I keep an eye on the ground to avoid stepping in the many pools of spit on the pavement, broken paving, rubbish and large holes in the uneven sidewalk.
This pavement was not there when I arrived so the few hundred fellow pedestrians walked alongside and dusty metal fence poorly nailed to the road. This meant mixing with bikes and cars and stepping over the crooked fixing mounts. To increase the uneasy feeling this situation provided, some people would travel in the opposite direction, so you had to pay full attention making it a long and tiring journey.
Now the path is finished to some degree and is shared by pedestrians on foot and cyclists. It is made from small, grey, paving slabs that are constantly being pulled up and put back poorly, leaving deep dips in the walking surface. On the side is a wall with space for flowers and trees, which have yet to be planted, leaving just dry dirt. The wall itself is made from larger slabs and is quite badly damaged already and parts have been stolen.

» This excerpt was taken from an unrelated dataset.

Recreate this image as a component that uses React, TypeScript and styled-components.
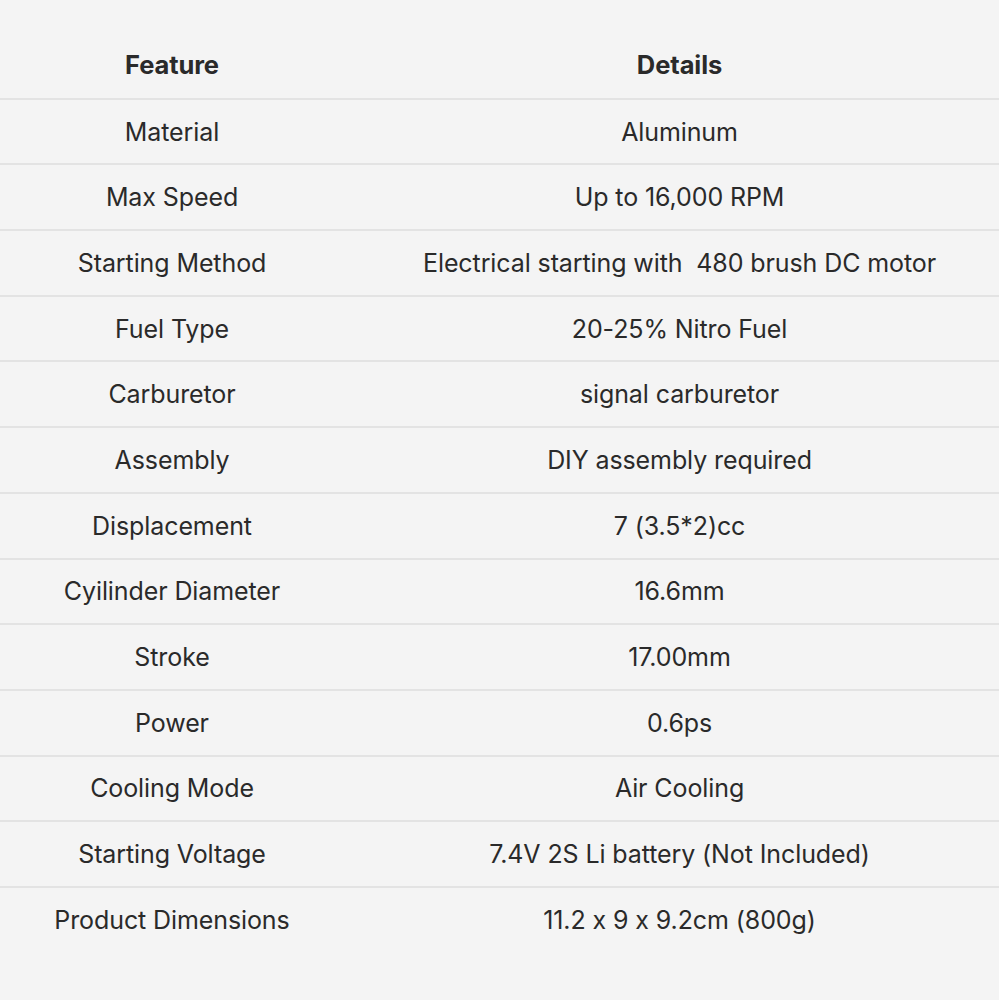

As I get about half way on my left I can see the busy chaotic road and to my right rows of small shops and restaurants.
Another thing I keep my eye out for are mini tornados. They swarm all over the sidewalk and pick up the dust in ready supply and swirl it around blinding you, forcing you to cover your eyes and mouth. The dust comes mostly from the areas outside the rows of shops as they are not paved and are in fact just dirt. This is a major problem on the rare occasion it rains, with cars spinning their tyres and people ruining their shoes.
As I look down at my own shoes that I cleaned just this morning I can see that they are dusty already. But I’m used to this now and continue to sing along to my Walkman as I briskly walk on.
After a while I come to a wide crossing that I cross like everyone else, ignoring the lights and slowly making my way through the bikes and cars until I reach the other side.
I pass the xie wa fang subway entrance and carefully pass the bus station exit.
A short while later I pass some young school kids playing football with a cheap broken ball and come to a narrower stretch of sidewalk lined with shops. The most noticeable are a dumplings restaurant, a salon with towels drying in the dusty air outside on racks and bikes and another food outlet dispensing out of a small window. The smell here is revolting and you can see them mixing the dough outside the shop on this busy dirty street although business is good and they are as busy as always.
I’m close to work now and I pass another wide crossing opposite a large bookshop and a few more stores before turning right onto a small street with a primary school. This I know from the noise of screaming kids and mothers waiting outside, but to look at the old, black stained, plastered building you wouldn’t have a clue.
I’ve reached my building now and carefully cross. I now must decide which entrance to use as they change often or are closed. I choose the underground car park entrance and make my way down a ramp. I enter corridor with a low ceiling and go up a flight of stairs into the main reception area with the elevators.
It’s filled with people waiting and a few of them put out their cigarettes and spit in the bin as they do so. There are four elevators and two of them go to the 27th floor where my school is, but one of them is broken today so we are forced to compete. Everyone crowds the doors as they wait for it to come down and rush in before the other’s have a chance to get out.
I came too late to get in this one and must wait a few minutes for the next one. But I cant just zone out now as I have to get in a good position near the doors or my spot will be taken by the constant steam of over office workers trying to get to work on time.
I get inside the elevator and am pushed to the back. It’s new and clean but the sweaty smell of the other people and the rudeness displayed make it tough.
Eventually I arrive on my floor and walk into work.